▶ [To be done] In the records below, find the line with "Emit a single-file" and the line with "4 T12 4 T16"; return exactly those lines and every line between them.

▶ [Information supplied]
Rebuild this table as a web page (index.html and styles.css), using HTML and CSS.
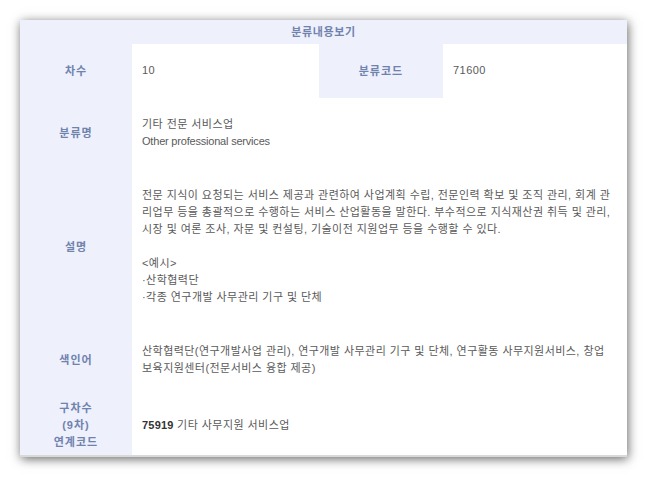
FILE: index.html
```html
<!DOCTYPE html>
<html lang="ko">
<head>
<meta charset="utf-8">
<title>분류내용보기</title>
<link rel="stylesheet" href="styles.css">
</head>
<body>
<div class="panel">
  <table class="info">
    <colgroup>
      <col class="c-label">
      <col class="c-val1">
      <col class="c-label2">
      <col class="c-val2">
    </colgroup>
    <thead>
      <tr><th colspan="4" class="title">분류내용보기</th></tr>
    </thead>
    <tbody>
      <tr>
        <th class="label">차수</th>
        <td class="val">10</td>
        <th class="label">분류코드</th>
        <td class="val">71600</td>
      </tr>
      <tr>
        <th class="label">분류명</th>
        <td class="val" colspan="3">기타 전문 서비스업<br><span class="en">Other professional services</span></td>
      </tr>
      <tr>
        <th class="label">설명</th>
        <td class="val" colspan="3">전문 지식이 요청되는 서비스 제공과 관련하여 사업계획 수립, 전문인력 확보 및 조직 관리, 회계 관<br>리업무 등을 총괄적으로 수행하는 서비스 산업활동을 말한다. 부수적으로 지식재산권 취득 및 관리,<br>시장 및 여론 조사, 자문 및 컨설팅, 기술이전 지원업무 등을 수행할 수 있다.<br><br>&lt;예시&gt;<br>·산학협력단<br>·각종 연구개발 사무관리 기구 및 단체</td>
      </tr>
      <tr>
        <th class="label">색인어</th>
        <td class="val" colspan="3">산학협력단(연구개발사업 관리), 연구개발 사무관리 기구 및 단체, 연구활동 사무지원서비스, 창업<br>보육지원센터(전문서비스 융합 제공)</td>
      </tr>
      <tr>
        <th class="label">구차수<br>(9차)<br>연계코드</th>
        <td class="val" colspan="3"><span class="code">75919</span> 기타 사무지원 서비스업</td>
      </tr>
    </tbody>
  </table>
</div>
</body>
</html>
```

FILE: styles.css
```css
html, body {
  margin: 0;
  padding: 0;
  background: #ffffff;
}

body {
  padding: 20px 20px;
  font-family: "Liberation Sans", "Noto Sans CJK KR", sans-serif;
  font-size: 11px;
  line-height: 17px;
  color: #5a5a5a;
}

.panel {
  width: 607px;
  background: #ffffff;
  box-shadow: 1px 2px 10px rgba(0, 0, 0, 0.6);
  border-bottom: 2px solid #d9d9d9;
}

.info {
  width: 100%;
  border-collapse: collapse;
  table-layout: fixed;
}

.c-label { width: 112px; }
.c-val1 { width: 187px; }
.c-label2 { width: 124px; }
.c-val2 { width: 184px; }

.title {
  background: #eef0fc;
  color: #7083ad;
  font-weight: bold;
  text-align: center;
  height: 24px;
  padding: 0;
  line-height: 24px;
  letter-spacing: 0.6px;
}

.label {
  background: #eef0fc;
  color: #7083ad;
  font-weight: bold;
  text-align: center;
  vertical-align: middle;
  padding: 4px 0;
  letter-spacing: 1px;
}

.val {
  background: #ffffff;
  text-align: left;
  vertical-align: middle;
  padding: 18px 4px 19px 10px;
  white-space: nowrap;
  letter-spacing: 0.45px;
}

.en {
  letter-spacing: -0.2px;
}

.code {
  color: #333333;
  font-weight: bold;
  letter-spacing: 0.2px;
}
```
---
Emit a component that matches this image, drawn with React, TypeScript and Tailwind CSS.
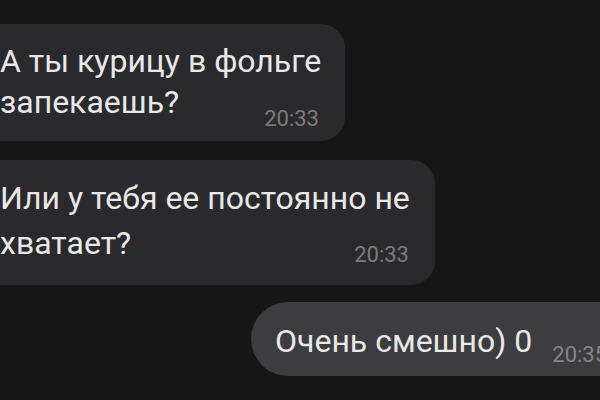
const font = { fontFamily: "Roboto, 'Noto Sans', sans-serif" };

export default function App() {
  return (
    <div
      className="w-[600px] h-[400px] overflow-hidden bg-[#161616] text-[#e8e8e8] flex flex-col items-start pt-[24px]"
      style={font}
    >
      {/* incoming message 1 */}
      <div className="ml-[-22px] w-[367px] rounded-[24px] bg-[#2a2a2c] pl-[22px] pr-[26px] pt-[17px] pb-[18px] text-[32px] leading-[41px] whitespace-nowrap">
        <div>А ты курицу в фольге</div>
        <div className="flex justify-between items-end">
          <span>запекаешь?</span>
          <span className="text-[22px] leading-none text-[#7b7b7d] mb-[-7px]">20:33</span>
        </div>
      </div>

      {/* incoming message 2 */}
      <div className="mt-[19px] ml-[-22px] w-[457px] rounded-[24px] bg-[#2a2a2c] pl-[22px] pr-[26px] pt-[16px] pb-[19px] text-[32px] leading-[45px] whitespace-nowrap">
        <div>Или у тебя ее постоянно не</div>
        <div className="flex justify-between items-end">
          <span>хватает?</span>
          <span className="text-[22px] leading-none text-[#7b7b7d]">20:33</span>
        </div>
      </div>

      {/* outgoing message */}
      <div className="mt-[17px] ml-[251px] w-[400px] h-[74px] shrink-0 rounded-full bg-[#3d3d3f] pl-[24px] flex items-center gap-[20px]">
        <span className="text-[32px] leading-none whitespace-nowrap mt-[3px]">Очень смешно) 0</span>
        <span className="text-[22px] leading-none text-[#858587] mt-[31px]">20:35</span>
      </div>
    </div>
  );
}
* * *
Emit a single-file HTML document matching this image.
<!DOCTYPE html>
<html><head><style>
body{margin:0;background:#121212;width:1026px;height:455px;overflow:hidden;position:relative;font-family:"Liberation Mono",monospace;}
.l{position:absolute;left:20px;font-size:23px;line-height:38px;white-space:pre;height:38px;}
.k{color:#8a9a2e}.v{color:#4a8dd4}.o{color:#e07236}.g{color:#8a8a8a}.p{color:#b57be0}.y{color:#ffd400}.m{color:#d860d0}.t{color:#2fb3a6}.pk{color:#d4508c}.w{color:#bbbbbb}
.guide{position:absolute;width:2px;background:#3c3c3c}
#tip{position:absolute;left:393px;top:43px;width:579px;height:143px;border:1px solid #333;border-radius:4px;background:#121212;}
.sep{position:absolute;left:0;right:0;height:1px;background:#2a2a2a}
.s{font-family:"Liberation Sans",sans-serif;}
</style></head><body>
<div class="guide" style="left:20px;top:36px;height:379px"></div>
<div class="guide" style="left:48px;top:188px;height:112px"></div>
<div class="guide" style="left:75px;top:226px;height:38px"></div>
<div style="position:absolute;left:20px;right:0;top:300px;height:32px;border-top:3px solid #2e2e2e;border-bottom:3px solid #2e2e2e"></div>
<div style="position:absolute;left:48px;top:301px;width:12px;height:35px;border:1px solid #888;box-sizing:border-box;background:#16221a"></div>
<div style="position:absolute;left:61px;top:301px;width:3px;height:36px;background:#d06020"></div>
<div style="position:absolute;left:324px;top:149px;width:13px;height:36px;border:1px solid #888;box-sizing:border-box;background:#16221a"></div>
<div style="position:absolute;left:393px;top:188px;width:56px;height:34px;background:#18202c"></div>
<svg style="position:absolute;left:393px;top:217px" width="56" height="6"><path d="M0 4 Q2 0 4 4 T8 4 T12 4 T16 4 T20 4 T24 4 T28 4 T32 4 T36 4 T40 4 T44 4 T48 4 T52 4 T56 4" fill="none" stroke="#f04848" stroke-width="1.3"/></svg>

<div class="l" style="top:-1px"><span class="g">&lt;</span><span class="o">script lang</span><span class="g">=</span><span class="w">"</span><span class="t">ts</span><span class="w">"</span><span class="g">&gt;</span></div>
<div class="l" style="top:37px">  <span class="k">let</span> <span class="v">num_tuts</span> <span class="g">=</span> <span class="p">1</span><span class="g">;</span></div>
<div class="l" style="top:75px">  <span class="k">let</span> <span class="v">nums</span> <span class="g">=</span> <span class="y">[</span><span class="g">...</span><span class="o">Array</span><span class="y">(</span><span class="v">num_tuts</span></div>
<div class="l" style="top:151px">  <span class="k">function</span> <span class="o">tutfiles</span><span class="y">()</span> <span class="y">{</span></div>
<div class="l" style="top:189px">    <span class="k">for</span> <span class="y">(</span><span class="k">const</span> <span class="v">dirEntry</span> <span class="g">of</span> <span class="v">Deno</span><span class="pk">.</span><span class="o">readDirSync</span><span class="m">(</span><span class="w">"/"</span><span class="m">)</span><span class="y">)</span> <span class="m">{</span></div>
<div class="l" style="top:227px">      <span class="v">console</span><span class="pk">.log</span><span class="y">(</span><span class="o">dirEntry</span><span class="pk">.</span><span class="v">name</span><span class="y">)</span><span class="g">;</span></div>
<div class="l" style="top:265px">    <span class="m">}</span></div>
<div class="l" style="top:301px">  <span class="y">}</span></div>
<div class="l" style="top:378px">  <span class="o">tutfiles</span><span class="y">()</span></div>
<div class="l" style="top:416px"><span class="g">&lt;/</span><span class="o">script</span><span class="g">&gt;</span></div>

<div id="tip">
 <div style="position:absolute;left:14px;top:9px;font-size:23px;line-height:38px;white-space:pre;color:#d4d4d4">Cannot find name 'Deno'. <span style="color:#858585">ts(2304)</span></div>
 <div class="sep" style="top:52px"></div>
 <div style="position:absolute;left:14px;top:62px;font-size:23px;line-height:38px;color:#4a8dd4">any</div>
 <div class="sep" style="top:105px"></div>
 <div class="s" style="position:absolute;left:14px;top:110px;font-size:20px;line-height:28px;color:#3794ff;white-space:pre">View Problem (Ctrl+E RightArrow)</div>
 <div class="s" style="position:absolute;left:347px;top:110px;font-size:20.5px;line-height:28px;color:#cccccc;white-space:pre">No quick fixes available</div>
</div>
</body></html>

▶ [In response]
Emit a single-file HTML document matching this image.
<!DOCTYPE html>
<html><head><style>
body{margin:0;background:#121212;width:1026px;height:455px;overflow:hidden;position:relative;font-family:"Liberation Mono",monospace;}
.l{position:absolute;left:20px;font-size:23px;line-height:38px;white-space:pre;height:38px;}
.k{color:#8a9a2e}.v{color:#4a8dd4}.o{color:#e07236}.g{color:#8a8a8a}.p{color:#b57be0}.y{color:#ffd400}.m{color:#d860d0}.t{color:#2fb3a6}.pk{color:#d4508c}.w{color:#bbbbbb}
.guide{position:absolute;width:2px;background:#3c3c3c}
#tip{position:absolute;left:393px;top:43px;width:579px;height:143px;border:1px solid #333;border-radius:4px;background:#121212;}
.sep{position:absolute;left:0;right:0;height:1px;background:#2a2a2a}
.s{font-family:"Liberation Sans",sans-serif;}
</style></head><body>
<div class="guide" style="left:20px;top:36px;height:379px"></div>
<div class="guide" style="left:48px;top:188px;height:112px"></div>
<div class="guide" style="left:75px;top:226px;height:38px"></div>
<div style="position:absolute;left:20px;right:0;top:300px;height:32px;border-top:3px solid #2e2e2e;border-bottom:3px solid #2e2e2e"></div>
<div style="position:absolute;left:48px;top:301px;width:12px;height:35px;border:1px solid #888;box-sizing:border-box;background:#16221a"></div>
<div style="position:absolute;left:61px;top:301px;width:3px;height:36px;background:#d06020"></div>
<div style="position:absolute;left:324px;top:149px;width:13px;height:36px;border:1px solid #888;box-sizing:border-box;background:#16221a"></div>
<div style="position:absolute;left:393px;top:188px;width:56px;height:34px;background:#18202c"></div>
<svg style="position:absolute;left:393px;top:217px" width="56" height="6"><path d="M0 4 Q2 0 4 4 T8 4 T12 4 T16 4 T20 4 T24 4 T28 4 T32 4 T36 4 T40 4 T44 4 T48 4 T52 4 T56 4" fill="none" stroke="#f04848" stroke-width="1.3"/></svg>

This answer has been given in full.